Hidden costs in AMC contracts: what to watch for before signing

The expensive surprises in a maintenance contract almost never hide in the price. They hide in the clauses around it, in the rules you skimmed before you signed. Here are the five places to check before you do, and exactly where we stand on each.

In a hurry? The bottom line:

  • The hidden cost in an AMC is rarely the charge itself. It’s a rule, written to be skimmed, that you only meet once it’s on an invoice.
  • Five clauses are where surprises live: how exclusions are defined, whether the property is surveyed before cover starts, the cancellation term, auto-renewal, and what reaches your invoice without your approval.
  • The test of a provider isn’t whether these terms exist. It’s whether they can tell you all five answers before you pay.
  • Our own positions, named not buried: defined exclusions you can read in advance, a pre-contract survey that flags pre-existing faults in writing within 48 hours, a cancellation term with a worked AED example, a 30-day renewal notice with a 45-day reminder, and no part charged without your written approval first.

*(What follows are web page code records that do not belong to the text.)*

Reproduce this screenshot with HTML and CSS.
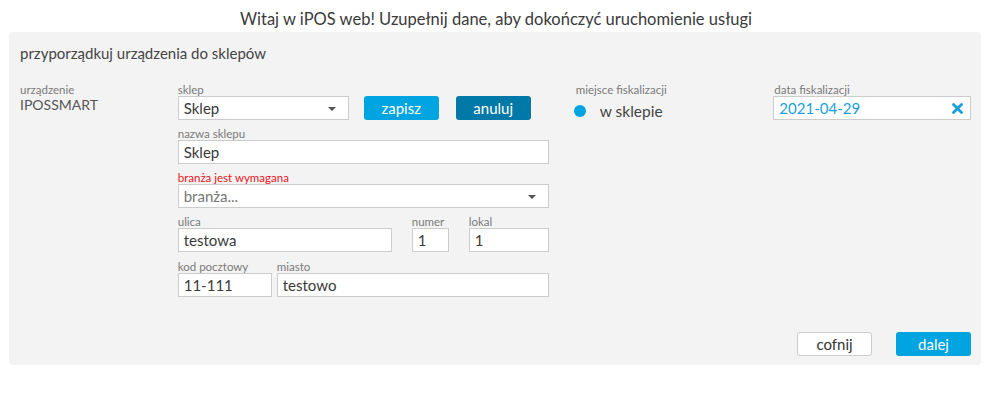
FILE: index.html
```html
<!DOCTYPE html>
<html lang="pl">
<head>
  <meta charset="UTF-8">
  <title>iPOS web</title>
  <link rel="stylesheet" href="styles.css">
</head>
<body>
  <h1 class="welcome">Witaj w iPOS web! Uzupełnij dane, aby dokończyć uruchomienie usługi</h1>

  <div class="panel">
    <h2>przyporządkuj urządzenia do sklepów</h2>

    <div class="form-row">
      <div class="col-device">
        <div class="label">urządzenie</div>
        <div class="device-name">IPOSSMART</div>
      </div>

      <div class="col-shop">
        <div class="field">
          <div class="label">sklep</div>
          <div class="shop-line">
            <div class="select select-shop">Sklep <span class="caret"></span></div>
            <button class="btn btn-blue">zapisz</button>
            <button class="btn btn-dark">anuluj</button>
          </div>
        </div>
        <div class="field">
          <div class="label">nazwa sklepu</div>
          <div class="input">Sklep</div>
        </div>
        <div class="field">
          <div class="label error">branża jest wymagana</div>
          <div class="select placeholder">branża... <span class="caret"></span></div>
        </div>
        <div class="field-group street">
          <div class="field">
            <div class="label">ulica</div>
            <div class="input">testowa</div>
          </div>
          <div class="field">
            <div class="label">numer</div>
            <div class="input">1</div>
          </div>
          <div class="field">
            <div class="label">lokal</div>
            <div class="input">1</div>
          </div>
        </div>
        <div class="field-group city">
          <div class="field">
            <div class="label">kod pocztowy</div>
            <div class="input">11-111</div>
          </div>
          <div class="field">
            <div class="label">miasto</div>
            <div class="input">testowo</div>
          </div>
        </div>
      </div>

      <div class="col-place">
        <div class="label">miejsce fiskalizacji</div>
        <div class="radio"><span class="dot"></span>w sklepie</div>
      </div>

      <div class="col-date">
        <div class="label">data fiskalizacji</div>
        <div class="input date">2021-04-29
          <svg class="clear" width="11" height="11" viewBox="0 0 11 11">
            <path d="M1.5 1.5 L9.5 9.5 M9.5 1.5 L1.5 9.5" stroke="#1a9fdb" stroke-width="2.8" stroke-linecap="round"/>
          </svg>
        </div>
      </div>
    </div>

    <div class="footer">
      <button class="btn btn-white">cofnij</button>
      <button class="btn btn-blue">dalej</button>
    </div>
  </div>
</body>
</html>
```

FILE: styles.css
```css
body {
  margin: 0;
  font-family: Lato, "Open Sans", sans-serif;
  color: #3a3a3a;
  background-color: #fff;
}
.welcome {
  margin: 0;
  height: 32px;
  line-height: 38px;
  font-size: 16.5px;
  font-weight: normal;
  text-align: center;
  color: #3a3a3a;
}
.panel {
  display: flex;
  flex-direction: column;
  box-sizing: border-box;
  height: 333px;
  margin: 0 11px 0 9px;
  padding: 11px 10px 9px 11px;
  background-color: #f3f3f3;
  border-radius: 4px;
}
.panel h2 {
  margin: 0 0 21px;
  font-size: 15px;
  line-height: 20px;
  font-weight: normal;
  color: #444;
}
.form-row {
  display: flex;
}
.label {
  font-size: 11.5px;
  line-height: 12px;
  color: #7a7a7a;
}
.label.error {
  color: #e8141c;
}
.col-device {
  width: 158px;
}
.device-name {
  font-size: 14px;
  line-height: 18px;
  color: #555;
}
.col-shop {
  width: 371px;
}
.field {
  margin-bottom: 8px;
}
.field-group .field {
  margin-bottom: 0;
}
.field-group {
  display: grid;
  margin-bottom: 9px;
}
.street {
  grid-template-columns: 214px 37px 80px;
  column-gap: 20px;
}
.city {
  grid-template-columns: 94px 272px;
  column-gap: 5px;
}
.input, .select {
  position: relative;
  box-sizing: border-box;
  height: 24px;
  padding: 0 5px;
  background-color: #fff;
  border: 1px solid #ccc;
  font-size: 15px;
  line-height: 22px;
  color: #3a3a3a;
}
.placeholder {
  color: #777;
}
.caret {
  position: absolute;
  right: 12px;
  top: 10px;
  border-left: 4px solid transparent;
  border-right: 4px solid transparent;
  border-top: 4px solid #555;
}
.shop-line {
  display: flex;
  align-items: center;
}
.select-shop {
  width: 171px;
  margin-right: 15px;
}
.btn {
  box-sizing: border-box;
  width: 75px;
  height: 24px;
  padding: 0;
  border: none;
  border-radius: 3px;
  font-family: Lato, "Open Sans", sans-serif;
  font-size: 15px;
  color: #fff;
}
.btn-blue {
  background-color: #00a4e0;
}
.btn-dark {
  margin-left: 17px;
  background-color: #0079a8;
}
.btn-white {
  background-color: #fff;
  border: 1px solid #ccc;
  color: #333;
}
.col-place {
  width: 198px;
  margin-left: 25px;
  padding-left: 2px;
}
.radio {
  display: flex;
  align-items: center;
  margin-top: 5px;
  font-size: 15.5px;
  line-height: 20px;
  color: #444;
}
.dot {
  width: 12px;
  height: 12px;
  margin-left: -2px;
  margin-right: 14px;
  border-radius: 50%;
  background-color: #00a4e0;
}
.col-date {
  width: 198px;
}
.col-date .label {
  padding-left: 1px;
}
.date {
  color: #1a9fdb;
}
.clear {
  position: absolute;
  right: 7px;
  top: 6px;
}
.footer {
  display: flex;
  justify-content: flex-end;
  gap: 24px;
  margin-top: auto;
}
```
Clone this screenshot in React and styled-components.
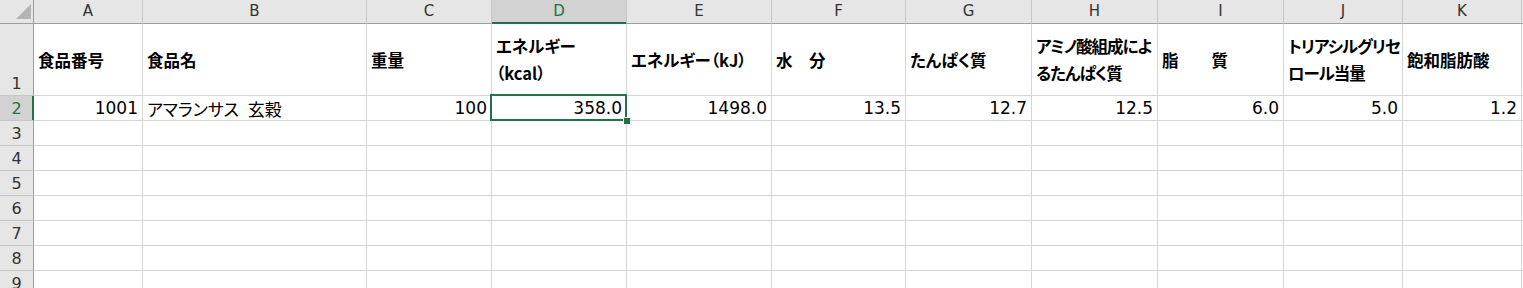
import styled, { createGlobalStyle, css } from "styled-components";

const GREEN = "#217346";
const GRID = "#d4d4d4";
const HEAD_BG = "#e6e6e6";
const HEAD_SEL = "#d2d2d2";
const HEAD_EDGE = "#9e9e9e";
const HEAD_SEP = "#c6c6c6";

const columns = [
  { key: "A", width: 109 },
  { key: "B", width: 224 },
  { key: "C", width: 125 },
  { key: "D", width: 135 },
  { key: "E", width: 145 },
  { key: "F", width: 134 },
  { key: "G", width: 126 },
  { key: "H", width: 126 },
  { key: "I", width: 126 },
  { key: "J", width: 119 },
  { key: "K", width: 119 },
];

const headers = [
  { text: "食品番号" },
  { text: "食品名" },
  { text: "重量" },
  { text: "エネルギー\n（kcal）" },
  { text: "エネルギー（kJ）" },
  { text: "水　分" },
  { text: "たんぱく質" },
  { text: "アミノ酸組成によ\nるたんぱく質", tight: true },
  { text: "脂　　質" },
  { text: "トリアシルグリセ\nロール当量", tight: true },
  { text: "飽和脂肪酸" },
];

const values = [
  { text: "1001", num: true },
  { text: "アマランサス　玄穀" },
  { text: "100", num: true },
  { text: "358.0", num: true },
  { text: "1498.0", num: true },
  { text: "13.5", num: true },
  { text: "12.7", num: true },
  { text: "12.5", num: true },
  { text: "6.0", num: true },
  { text: "5.0", num: true },
  { text: "1.2", num: true },
];

const GlobalStyle = createGlobalStyle`
  html, body {
    margin: 0;
    height: 288px;
    overflow: hidden;
    background: #fff;
  }
  body {
    font-family: "Noto Sans CJK JP", sans-serif;
    font-feature-settings: "palt";
    color: #000;
  }
`;

const Sheet = styled.div`
  display: grid;
  grid-template-columns: 34px ${columns.map((c) => `${c.width}px`).join(" ")} 1fr;
  grid-template-rows: 24px 72px repeat(8, 25px);
  width: 1523px;
`;

const Corner = styled.div`
  background: ${HEAD_BG};
  border-right: 1px solid ${HEAD_EDGE};
  border-bottom: 1px solid ${HEAD_EDGE};
  box-sizing: border-box;
  display: flex;
  align-items: flex-end;
  justify-content: flex-end;
  padding: 0 2px 4px 0;

  svg {
    display: block;
  }
`;

const ColHeader = styled.div`
  box-sizing: border-box;
  background: ${HEAD_BG};
  border-right: 1px solid ${HEAD_SEP};
  border-bottom: 1px solid ${HEAD_EDGE};
  display: flex;
  align-items: center;
  justify-content: center;
  font-family: "DejaVu Sans", sans-serif;
  font-size: 15px;
  color: #333;
  padding-bottom: 1px;

  ${(p) =>
    p.$selected &&
    css`
      background: ${HEAD_SEL};
      color: ${GREEN};
      border-bottom-color: ${GREEN};
      box-shadow: inset 0 -1px 0 ${GREEN};
    `}
`;

const RowHeader = styled.div`
  box-sizing: border-box;
  background: ${HEAD_BG};
  border-right: 1px solid ${HEAD_EDGE};
  border-bottom: 1px solid ${HEAD_SEP};
  display: flex;
  align-items: flex-end;
  justify-content: center;
  font-family: "DejaVu Sans", sans-serif;
  font-size: 16px;
  line-height: 18px;
  color: #333;
  padding-bottom: 2px;

  ${(p) =>
    p.$selected &&
    css`
      background: ${HEAD_SEL};
      color: ${GREEN};
      border-right-color: ${GREEN};
      box-shadow: inset -1px 0 0 ${GREEN};
    `}
`;

const Cell = styled.div`
  position: relative;
  box-sizing: border-box;
  border-right: 1px solid ${GRID};
  border-bottom: 1px solid ${GRID};
  padding: 0 4px;
  display: flex;
  align-items: center;
  justify-content: ${(p) => (p.$num ? "flex-end" : "flex-start")};
  font-size: 17px;
  white-space: nowrap;
  ${(p) =>
    p.$num &&
    css`
      font-family: "DejaVu Sans", "Noto Sans CJK JP", sans-serif;
      font-size: 17px;
      padding-right: 4px;
    `}

  ${(p) =>
    p.$active &&
    css`
      &::after {
        content: "";
        position: absolute;
        left: -2px;
        top: -2px;
        right: -1px;
        bottom: -1px;
        border: 2px solid ${GREEN};
        pointer-events: none;
        z-index: 2;
      }
    `}
`;

const HeadText = styled.div`
  font-weight: 700;
  font-size: 16.5px;
  line-height: 27px;
  white-space: pre;
  padding-top: 1px;
  letter-spacing: ${(p) => (p.$tight ? "-1px" : "0")};
`;

const NarrowSpace = styled.span`
  letter-spacing: -8px;
`;

const FillHandle = styled.span`
  position: absolute;
  right: -4px;
  bottom: -4px;
  width: 6px;
  height: 6px;
  background: ${GREEN};
  border-left: 1px solid #fff;
  border-top: 1px solid #fff;
  z-index: 3;
`;

const CornerTriangle = () => (
  <svg width="15" height="15" viewBox="0 0 15 15">
    <polygon points="15,0 15,15 0,15" fill="#b4b4b4" />
  </svg>
);

function renderValue(text) {
  if (!text.includes("　")) return text;
  const [a, b] = text.split("　");
  return (
    <>
      {a}
      <NarrowSpace>　</NarrowSpace>
      {b}
    </>
  );
}

export default function App() {
  const rows = [3, 4, 5, 6, 7, 8, 9];
  return (
    <>
      <GlobalStyle />
      <Sheet>
        <Corner>
          <CornerTriangle />
        </Corner>
        {columns.map((c) => (
          <ColHeader key={c.key} $selected={c.key === "D"}>
            {c.key}
          </ColHeader>
        ))}
        <ColHeader />

        <RowHeader>1</RowHeader>
        {headers.map((h, i) => (
          <Cell key={i}>
            <HeadText $tight={h.tight}>{h.text}</HeadText>
          </Cell>
        ))}
        <Cell />

        <RowHeader $selected>2</RowHeader>
        {values.map((v, i) => (
          <Cell key={i} $num={v.num} $active={i === 3}>
            {renderValue(v.text)}
            {i === 3 && <FillHandle />}
          </Cell>
        ))}
        <Cell />

        {rows.map((r) => (
          <Row key={r} n={r} />
        ))}
      </Sheet>
    </>
  );
}

function Row({ n }) {
  return (
    <>
      <RowHeader>{n}</RowHeader>
      {columns.map((c) => (
        <Cell key={c.key} />
      ))}
      <Cell />
    </>
  );
}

Before a recent AC job, a customer asked us a question that sits underneath almost every maintenance contract ever signed. He wanted to know, before booking anything, whether the visit would fix his problem “without any additional charges.”

“so if u r coming issue will be fixed without any additional charges right?”

We told him plainly. The service rate is the service rate, and if parts are needed to resolve the issue, those are billed separately. He knew the rule before he agreed to anything, which is the only point at which knowing it actually helps you.

That small exchange is the whole subject of this post, though it goes well beyond parts. The hidden cost in a maintenance contract is almost never the charge itself. A part costs what a part costs, and so does a callout, a renewal, or a cancellation.

What stings is finding out about any of them after you have signed, when the rule that produced the charge was sitting in a clause you skimmed, written to be skimmed. The cost was never hidden. The rule was.

So this is not a list of things AMCs charge you for. We already published our prices in the cost guide and our coverage scope in the what-is-covered guide, both line by line.

This is the layer underneath: the five places in an AMC contract where surprises hide. In what is excluded, in faults later called pre-existing, in how you exit, in how it renews, and in what reaches your invoice without your say-so.

Vague exclusion lists

Every AMC excludes some things: structural work, full renovations, damage from misuse. A clear contract lists those plainly. The trap is the exclusion list written vaguely enough that the provider gets to decide, after the fact, what falls inside it.

Phrases like “general maintenance as required” or “major works excluded,” with no definition of what major means, are not really scope. They are room to argue, and you are the one who loses the argument once the work is already done.

The tell is whether the boundary is defined in advance or decided on the day. Is “emergency” a written definition you can read before you sign, or a judgment the provider makes when you call? Is “out of scope” a list you can point to, or a feeling that arrives with the invoice?

A defined exclusion names the thing. Ours do: underground or concealed pipework, structural repairs and wall demolition, swimming pool systems, and specialised systems outside an MEP licence such as IT, smart-home, and AV equipment.

The pipework line is the one people miss most. Reaching a leak buried in a wall or under a floor means opening up the structure, which is a different job from the routine plumbing most people picture.

You may not love that those sit outside the fee, but you can read them and price them before you sign. A vague exclusion does the opposite, leaving the provider to draw the line once the work is underway.

Ours are written down. What counts as an emergency, what counts as an in-scope repair versus a billable addition, where covered labour ends and parts begin: all of it is set out in the what-is-covered guide and the contract itself, not decided in the moment.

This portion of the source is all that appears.